Jason looked down. He ran his hand over his head. "Okay. You'll find out soon enough. A girl, a student at Fields, went out for a bike ride yesterday. She hasn't come back. That's all I know, but I'll call you if I can."
"No. Wait. Tell me more."
"There is no more. She's probably just hurt or lost. It'll be okay."
But he didn't sound convinced. And Diana didn't believe him.
CHAPTER SEVENTEEN
When Jason was gone, Diana climbed out of bed and turned the radio on. She tuned in during a Wall Street Report, an economics professor from Fields droning on and on about petroleum futures and interest rates, and Diana felt sorry for anyone who had to sit through one of his lectures on a Monday morning. So while he kept talking, she took out the folder of articles from Kay Todd and starting paging through them, hoping something would jump out at her and make some sort of sense.
The articles were brittle and yellowing at the edges. Pieces of the old newspaper crumbled away when she picked them up. They confirmed the basic facts that Kay had already given Diana and added little more. The consensus of the police and the media seemed to be that Margie Todd—dissatisfied with her life and unhappy with living in New Cambridge—ran away.
"It doesn't make sense, though," Diana said out loud.
Runaways made some sort of plans. They prepared in advance. They at least took their identification with them and whatever money they could put their hands on. Margie Todd hadn't done any of these things. Sure, she'd had a fight with her mother and dropped out of school. But that was nothing unusual. It didn't add up.
The voice on the radio changed and announced a special report. Diana put the articles down and turned the volume up.
"Union Township and New Cambridge Police continue to search for Fields University freshman Jacqueline Foley who disappeared yesterday evening while on a bike ride."
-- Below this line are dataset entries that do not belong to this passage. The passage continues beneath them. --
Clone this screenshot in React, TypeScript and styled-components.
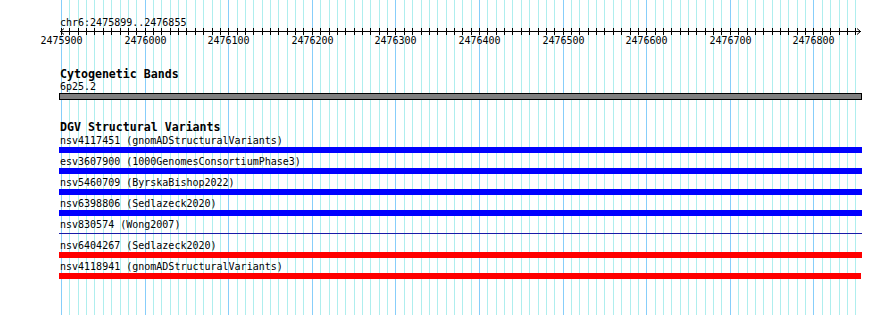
import React from 'react';
import styled, { createGlobalStyle } from 'styled-components';

const VIEW_START = 2475899;
const VIEW_END = 2476855;
const ORIGIN = 60.2;
const PX_PER_BP = 0.836;
const TRACK_LEFT = 59;
const TRACK_RIGHT = 862;
const WIDTH = 890;
const HEIGHT = 315;
const MONO = '"DejaVu Sans Mono", "Liberation Mono", monospace';

const toX = (bp: number) => ORIGIN + (bp - VIEW_START) * PX_PER_BP;

type Variant = {
    name: string;
    source: string;
    start: number;
    end: number;
    color: string;
    thin?: boolean;
};

const variants: Variant[] = [
    { name: 'nsv4117451', source: 'gnomADStructuralVariants', start: 2470001, end: 2490000, color: '#0000ff' },
    { name: 'esv3607900', source: '1000GenomesConsortiumPhase3', start: 2468210, end: 2481032, color: '#0000ff' },
    { name: 'nsv5460709', source: 'ByrskaBishop2022', start: 2471556, end: 2479911, color: '#0000ff' },
    { name: 'nsv6398806', source: 'Sedlazeck2020', start: 2465780, end: 2478301, color: '#0000ff' },
    { name: 'nsv830574', source: 'Wong2007', start: 2402191, end: 2512677, color: '#1a1aa8', thin: true },
    { name: 'nsv6404267', source: 'Sedlazeck2020', start: 2474416, end: 2477020, color: '#ff0000' },
    { name: 'nsv4118941', source: 'gnomADStructuralVariants', start: 2475780, end: 2476857, color: '#ff0000' },
];

const gridTicks: number[] = [];
for (let bp = 2475900; bp <= VIEW_END; bp += 10) gridTicks.push(bp);
const majorTicks = gridTicks.filter((bp) => bp % 100 === 0);

const GlobalStyle = createGlobalStyle`
    html, body {
        margin: 0;
        padding: 0;
        background: #ffffff;
    }
    body {
        font-family: ${MONO};
        color: #000000;
    }
`;

const Panel = styled.div`
    position: relative;
    width: ${WIDTH}px;
    height: ${HEIGHT}px;
    overflow: hidden;
    background: #ffffff;
`;

const GridLayer = styled.svg`
    position: absolute;
    inset: 0;
    z-index: 0;
`;

const Content = styled.div`
    position: relative;
    z-index: 1;
    padding-top: 17px;
`;

const SmallText = styled.div`
    font-size: 10px;
    line-height: 11px;
    height: 11px;
    padding-left: 60px;
    white-space: pre;
`;

const TrackTitle = styled.div<{ $gap: number }>`
    margin-top: ${(p) => p.$gap}px;
    padding-left: 60px;
    font-size: 11.6px;
    line-height: 11px;
    height: 11px;
    padding-bottom: 1px;
    font-weight: bold;
    white-space: pre;
`;

const RulerSvg = styled.svg`
    display: block;
    overflow: visible;
`;

const BandBar = styled.div`
    box-sizing: border-box;
    margin-top: 1px;
    margin-left: ${TRACK_LEFT}px;
    width: ${TRACK_RIGHT - TRACK_LEFT}px;
    height: 7px;
    background: #808080;
    border: 1px solid #000000;
`;

const VariantList = styled.div`
    margin-top: 1px;
    display: flex;
    flex-direction: column;
    gap: 3px;
`;

const VariantRow = styled.div`
    display: flex;
    flex-direction: column;
    gap: 1px;
    height: 18px;
`;

const BarLane = styled.div`
    display: flex;
    align-items: flex-start;
    height: 6px;
`;

const VariantBar = styled.div<{ $color: string; $thin?: boolean }>`
    height: ${(p) => (p.$thin ? 1 : 6)}px;
    margin-top: ${(p) => (p.$thin ? 2 : 0)}px;
    background: ${(p) => p.$color};
`;

const Grid: React.FC = () => (
    <GridLayer width={WIDTH} height={HEIGHT} shapeRendering="crispEdges">
        {gridTicks.map((bp) => {
            const x = Math.round(toX(bp)) + 0.5;
            return (
                <line
                    key={bp}
                    x1={x}
                    x2={x}
                    y1={0}
                    y2={HEIGHT}
                    stroke={bp % 100 === 0 ? '#87cefa' : '#afeeee'}
                    strokeWidth={1}
                />
            );
        })}
    </GridLayer>
);

const Ruler: React.FC = () => (
    <RulerSvg width={WIDTH} height={20} shapeRendering="crispEdges">
        <line x1={60} x2={861} y1={3.5} y2={3.5} stroke="#000" />
        <polyline points="64,0.5 60.5,3.5 64,6.5" fill="none" stroke="#000" shapeRendering="auto" />
        <polyline points="857,0.5 860.5,3.5 857,6.5" fill="none" stroke="#000" shapeRendering="auto" />
        {gridTicks.map((bp) => {
            const x = Math.round(toX(bp)) + 0.5;
            return <line key={bp} x1={x} x2={x} y1={0} y2={7} stroke="#000" />;
        })}
        {majorTicks.map((bp) => (
            <text
                key={bp}
                x={Math.round(toX(bp)) + 0.5}
                y={16}
                textAnchor="middle"
                fontFamily={MONO}
                fontSize={10}
                fill="#000"
            >
                {bp}
            </text>
        ))}
    </RulerSvg>
);

const App: React.FC = () => (
    <>
        <GlobalStyle />
        <Panel>
            <Grid />
            <Content>
                <SmallText>{`chr6:${VIEW_START}..${VIEW_END}`}</SmallText>
                <Ruler />

                <TrackTitle $gap={21}>Cytogenetic Bands</TrackTitle>
                <SmallText>6p25.2</SmallText>
                <BandBar />

                <TrackTitle $gap={22}>DGV Structural Variants</TrackTitle>
                <VariantList>
                    {variants.map((v) => {
                        const left = Math.max(TRACK_LEFT, Math.round(toX(v.start)));
                        const right = Math.min(TRACK_RIGHT, Math.round(toX(v.end)));
                        return (
                            <VariantRow key={v.name}>
                                <SmallText>{`${v.name} (${v.source})`}</SmallText>
                                <BarLane>
                                    <VariantBar
                                        $color={v.color}
                                        $thin={v.thin}
                                        style={{ marginLeft: left, width: right - left }}
                                    />
                                </BarLane>
                            </VariantRow>
                        );
                    })}
                </VariantList>
            </Content>
        </Panel>
    </>
);

export default App;
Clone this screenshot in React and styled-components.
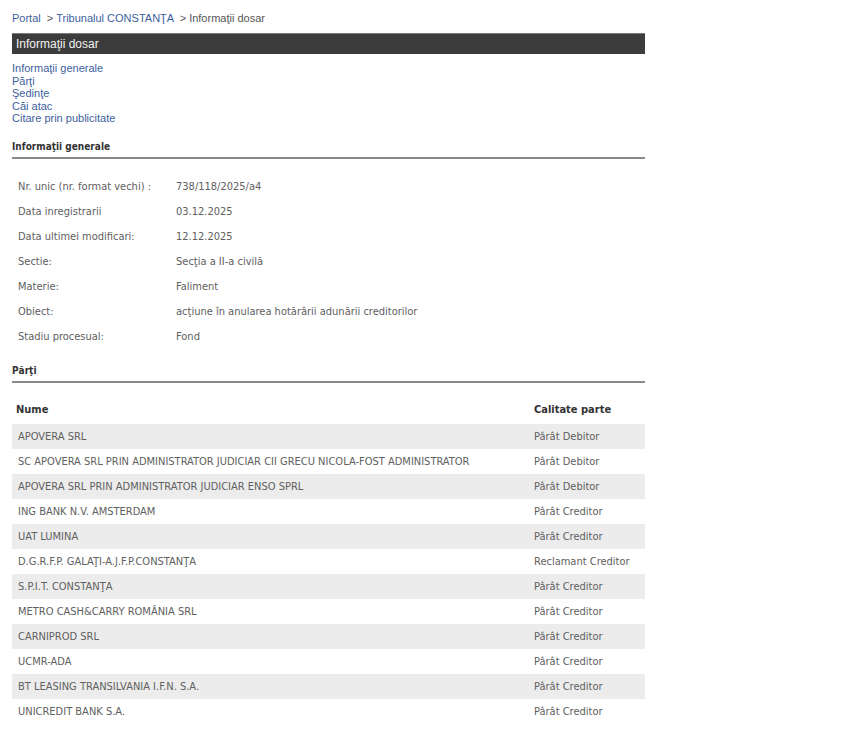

"Ms. Foley, who is nineteen years old, was supposed to return before an eight o'clock meeting at her sorority house, Alpha Iota Mu, and when she didn't arrive, the police were called. Ms. Foley's parents have arrived in New Cambridge from their home in Columbus and have already established a $50,000 reward for any information that leads to the safe return of their daughter, who was believed to be riding her bike in the area west of town near County Road 600. In other news..."
Diana sat on Jason's couch, absorbing the information. The girl had already been gone overnight, not a good sign. She knew enough of these sorority girls from her time around the campus and the town, and she knew how seriously they took their commitments to their houses. Jacqueline Foley was a freshman, which meant she was newly pledged. No way she'd risk the wrath of her sisters by missing a meeting in September. Jason mentioned the possibility of being lost or hurt, and that seemed likely. There were a lot of lonely county roads around New Cambridge, many of them unmarked. It would be easy to get lost or misjudge a turn.
Or be taken.
For the first time since she'd given up her job on the police force, Diana wished she had it back. She could be in the center of things there and know, at the very least, as much as her fellow officers knew. The information wouldn't necessarily come to her directly. The higher-ups and the detectives liked to hoard their information, then dole it out on an as-needed basis in situations that only worked to their advantage. But in a small department, things leaked out, and Diana knew that eventually Jason would have information to pass on to her. She'd just have to be patient and wait for it.
Diana gathered the articles from the coffee table and started to carefully place them back in the folder, hoping that no more fell apart in her hands. Kay hadn't said so, but Diana imagined that the articles were sacred to the old woman, perhaps one of the few physical connections she still had to her missing daughter. Diana made it to the last of the articles, the bottom of the pile, when one caught her eye that she hadn't noticed before. She checked the date. March of 1985, one year after Margie Todd disappeared. The headline read, Still No Sign of Missing Fields' Student.
Diana scanned it quickly and saw nothing new, just a rehashing of the facts and a quote from Kay saying that she still held out hope her daughter would come home safely. But at the end of the article, the reporter included a quote from Officer Dan Berding, described as "the first officer on the scene the night Margaret Todd disappeared." And in the article, Dan said, "It looked to me like somebody took her. From the looks of things, there's no way this girl ran away."
What a difference twenty-five years makes, Diana thought.